Lesson 1.2

What You Can't See vs. What You Can

10 minutes

Every email has two layers. There’s the surface — what shows up in your inbox, rendered and styled for your eyes. And there’s the invisible layer underneath — headers, authentication results, link destinations, server fingerprints. Most scam training lives entirely on the surface. TRACE lives in the layer underneath.

That distinction matters because the two layers have very different rules. The surface is authored by the attacker. The layer beneath is written by the infrastructure that moved the message. One is a performance. The other is a receipt.

The Surface Layer (All of It is Fakeable)

The surface is everything your mail client chooses to show you. It’s designed to be readable, attractive, and trustworthy-looking. It’s also, line for line, the easiest part of an email to fabricate.

Attackers have full creative control over the surface. They pick the display name. They choose how the sender address appears. They write the subject line to match whatever emotional lever they’re pulling. They paste real logos, real fonts, real footers, real unsubscribe links. The HTML renders the same way a legitimate one would because — visually — there’s no difference. Even the reply-to behavior can be manipulated so that hitting “reply” sends your message wherever the attacker wants it to go.

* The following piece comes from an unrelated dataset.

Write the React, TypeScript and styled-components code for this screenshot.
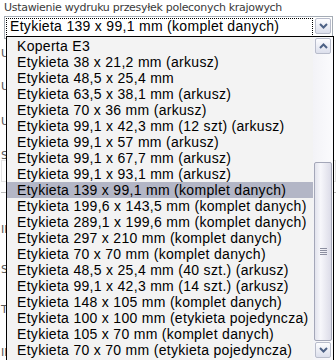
import styled, { createGlobalStyle } from "styled-components";

const Global = createGlobalStyle`
  html, body { margin: 0; padding: 0; background: #fff; }
  body { width: 336px; height: 360px; overflow: hidden; font-family: "Liberation Sans", Arial, sans-serif; }
`;

const Page = styled.div`
  position: relative;
  width: 336px;
  height: 360px;
  overflow: hidden;
`;

const Caption = styled.div`
  padding: 1px 0 0 4px;
  height: 14px;
  font-size: 11px;
  color: #3a3a3a;
  font-family: "DejaVu Sans", sans-serif;
  letter-spacing: -0.3px;
`;

const Combo = styled.div`
  margin: 1px 3px 0 4px;
  height: 19px;
  border: 1px solid #a5acb5;
  display: flex;
  align-items: stretch;
  padding: 1px;
  background: #fff;
`;

const ComboText = styled.div`
  flex: 1;
  border: 1px dotted #000;
  font-size: 14px;
  letter-spacing: 0.3px;
  line-height: 15px;
  padding-left: 3px;
  color: #000;
  white-space: nowrap;
  overflow: hidden;
`;

const ArrowBtn = styled.div`
  width: 16px;
  height: 16px;
  margin-left: 2px;
  box-sizing: border-box;
  border: 1px solid #b8bccb;
  border-radius: 2px;
  background: linear-gradient(#fdfdff, #dcdfec);
  display: flex;
  align-items: center;
  justify-content: center;
`;

const Form = styled.div`
  display: flex;
  flex-direction: column;
  padding: 8px 0 0 1px;
`;

const FormRow = styled.div<{ $h: number }>`
  height: ${(p) => p.$h}px;
  font-size: 11px;
  color: #555;
  font-family: "DejaVu Sans", sans-serif;
`;

const FieldBox = styled.div`
  height: 20px;
  border: 1px solid #e4e4e4;
  margin-bottom: 10px;
`;

const Rule = styled.div`
  height: 1px;
  background: #bbb;
  margin-bottom: 30px;
`;

const Popup = styled.div`
  position: absolute;
  left: 6px;
  top: 36px;
  width: 328px;
  height: 324px;
  box-sizing: border-box;
  border: 1px solid #000;
  border-bottom: none;
  background: #f3f3f3;
  display: flex;
`;

const List = styled.ul`
  flex: 1;
  list-style: none;
  margin: 0;
  padding: 1px 0 0 0;
`;

const Item = styled.li<{ $sel?: boolean }>`
  height: 16px;
  line-height: 16px;
  font-size: 14px;
  letter-spacing: 0.3px;
  padding-left: 10px;
  white-space: nowrap;
  color: #000;
  background: ${(p) => (p.$sel ? "#b3b6c6" : "transparent")};
`;

const Scroll = styled.div`
  width: 19px;
  display: flex;
  flex-direction: column;
  background: linear-gradient(90deg, #f3f3f7, #fbfbfd);
  padding: 1px 1px 2px 0;
`;

const Track = styled.div`
  flex: 1;
  display: flex;
  flex-direction: column;
  justify-content: flex-end;
`;

const Thumb = styled.div`
  height: 179px;
  margin: 0 0 1px 1px;
  box-sizing: border-box;
  border: 1px solid #a4a7b8;
  border-radius: 2px;
  background: linear-gradient(90deg, #e2e3ed, #f7f7fb 35%, #dcdce8);
  display: flex;
  align-items: center;
  justify-content: center;
`;

const Grip = styled.div`
  width: 7px;
  height: 7px;
  background: repeating-linear-gradient(#8c8fa0 0 1px, transparent 1px 2px);
`;

const Chevron = ({ up }: { up?: boolean }) => (
  <svg width="9" height="6" viewBox="0 0 9 6">
    <path
      d={up ? "M1 5 L4.5 1.5 L8 5" : "M1 1 L4.5 4.5 L8 1"}
      fill="none"
      stroke="#4d6185"
      strokeWidth="2"
    />
  </svg>
);

const items = [
  "Koperta E3",
  "Etykieta 38 x 21,2 mm (arkusz)",
  "Etykieta 48,5 x 25,4 mm",
  "Etykieta 63,5 x 38,1 mm (arkusz)",
  "Etykieta 70 x 36 mm (arkusz)",
  "Etykieta 99,1 x 42,3 mm (12 szt) (arkusz)",
  "Etykieta 99,1 x 57 mm (arkusz)",
  "Etykieta 99,1 x 67,7 mm (arkusz)",
  "Etykieta 99,1 x 93,1 mm (arkusz)",
  "Etykieta 139 x 99,1 mm (komplet danych)",
  "Etykieta 199,6 x 143,5 mm (komplet danych)",
  "Etykieta 289,1 x 199,6 mm (komplet danych)",
  "Etykieta 297 x 210 mm (komplet danych)",
  "Etykieta 70 x 70 mm (komplet danych)",
  "Etykieta 48,5 x 25,4 mm (40 szt.) (arkusz)",
  "Etykieta 99,1 x 42,3 mm (14 szt.) (arkusz)",
  "Etykieta 148 x 105 mm (komplet danych)",
  "Etykieta 100 x 100 mm (etykieta pojedyncza)",
  "Etykieta 105 x 70 mm (komplet danych)",
  "Etykieta 70 x 70 mm (etykieta pojedyncza)",
];

const selected = "Etykieta 139 x 99,1 mm (komplet danych)";

export default function App() {
  return (
    <Page>
      <Global />
      <Caption>Ustawienie wydruku przesyłek poleconych krajowych</Caption>
      <Combo>
        <ComboText>{selected}</ComboText>
        <ArrowBtn>
          <Chevron />
        </ArrowBtn>
      </Combo>
      <Form>
        <FormRow $h={33}>U</FormRow>
        <FormRow $h={35}>U</FormRow>
        <FormRow $h={34}>U</FormRow>
        <FormRow $h={11}>S</FormRow>
        <FieldBox />
        <Rule />
        <FormRow $h={40}>Il</FormRow>
        <FormRow $h={40}>S</FormRow>
        <FormRow $h={43}>T</FormRow>
        <FormRow $h={14}>Il</FormRow>
      </Form>
      <Popup>
        <List>
          {items.map((t) => (
            <Item key={t} $sel={t === selected}>
              {t}
            </Item>
          ))}
        </List>
        <Scroll>
          <ArrowBtn>
            <Chevron up />
          </ArrowBtn>
          <Track>
            <Thumb>
              <Grip />
            </Thumb>
          </Track>
          <ArrowBtn>
            <Chevron />
          </ArrowBtn>
        </Scroll>
      </Popup>
    </Page>
  );
}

Here’s the split, laid out plainly:

What you see What’s actually under it
“From: Microsoft Support” Display name is a free text field — anyone can type anything
support@microsoft.com Can be spoofed visually (lookalike characters, subdomain tricks)
Familiar logo and branding Copied from the real site in about five seconds
A polished, professional subject line Written by the attacker, A/B tested like marketing copy
A “reply” that feels normal Reply-To header can route your response to a completely different address

If your entire method of judging an email is what the surface shows you, you are judging a performance written for that exact purpose.

You were told to check the sender's email address. Attackers spoof that constantly. It's the first thing they fake, not the last.

The Invisible Layer (Harder to Fake)

Underneath the surface sits a much larger body of data that your mail client hides by default: the full headers, authentication results, link destinations, message IDs, routing timestamps, and server fingerprints. This data rides along with every email, attached by the servers that handled delivery.

Why is it harder to fake? Because the attacker doesn’t write most of it. The sending server writes some. The receiving server writes more. Authentication systems — SPF, DKIM, DMARC — produce pass/fail results based on cryptographic checks the attacker can’t forge without the legitimate domain’s private keys. Link destinations are literal URLs embedded in the HTML; the button text can say anything, but the actual destination is what’s really there when you inspect it.

This doesn’t mean the invisible layer is a magic truth detector. Attackers can still rig pieces of it, and well-resourced campaigns try. But the invisible layer is where the story stops matching itself. A message can look like it came from your bank on the surface and simultaneously fail every authentication check in the headers. The surface says one thing; the receipts say another. That gap is what investigators work with.

The “View Original” Button You’ve Never Clicked

Every major mail client gives you access to the invisible layer. Most people have never once opened it.

  • Gmail (web): Open the message → three-dot menu in the top right → “Show original.”
  • Outlook (desktop): Open the message → File → Properties → scroll to “Internet headers.”
  • Apple Mail: Open the message → View → Message → All Headers (or Raw Source).
  • Outlook (web): Three-dot menu on the message → View → View message source.

What you’ll see looks like a wall of technical text. Don’t worry — we don’t read that by hand. In Lesson 3.2 you’ll learn to drop it into a free tool that parses every line for you and flags what matters in plain English. The point right now is just this: the information is always there. It’s one click away in every client you already use.

Modern AI Changes the Math

For years, defensive advice leaned on the idea that phishing emails would look wrong on the surface. Clumsy wording, broken formatting, translation mistakes, amateur graphics. That era is over.

Generative AI writes fluent, context-aware messages in forty-plus languages. It imitates corporate tone. It personalizes every message using data pulled from breach dumps, LinkedIn, and prior correspondence. AI-generated logos and layouts are indistinguishable from the real thing. The surface of a phishing email in 2026 can be flawless — because a machine built it to be.

When the surface is perfect, surface-level detection fails. The invisible layer is where truth still lives, because no amount of polish on the performance changes what the servers actually recorded during delivery.

Your training taught you to look for typos and bad grammar. AI generates grammatically flawless phishing in 40 languages. That advice is dead.

Key Takeaways

  1. Every email has two layers: the surface (fully controlled by the attacker) and the invisible layer (written by the servers that delivered it).
  2. The surface — display name, sender address, logos, subject line, body content — is trivially fakeable. Judging an email by the surface alone means judging a performance.
  3. The invisible layer — headers, authentication results, link destinations, message IDs — is harder to fake because the attacker didn’t write most of it. That’s where investigators work.
  4. Every mail client has a “view original” option one click away. You’ve probably never used it. TRACE starts there.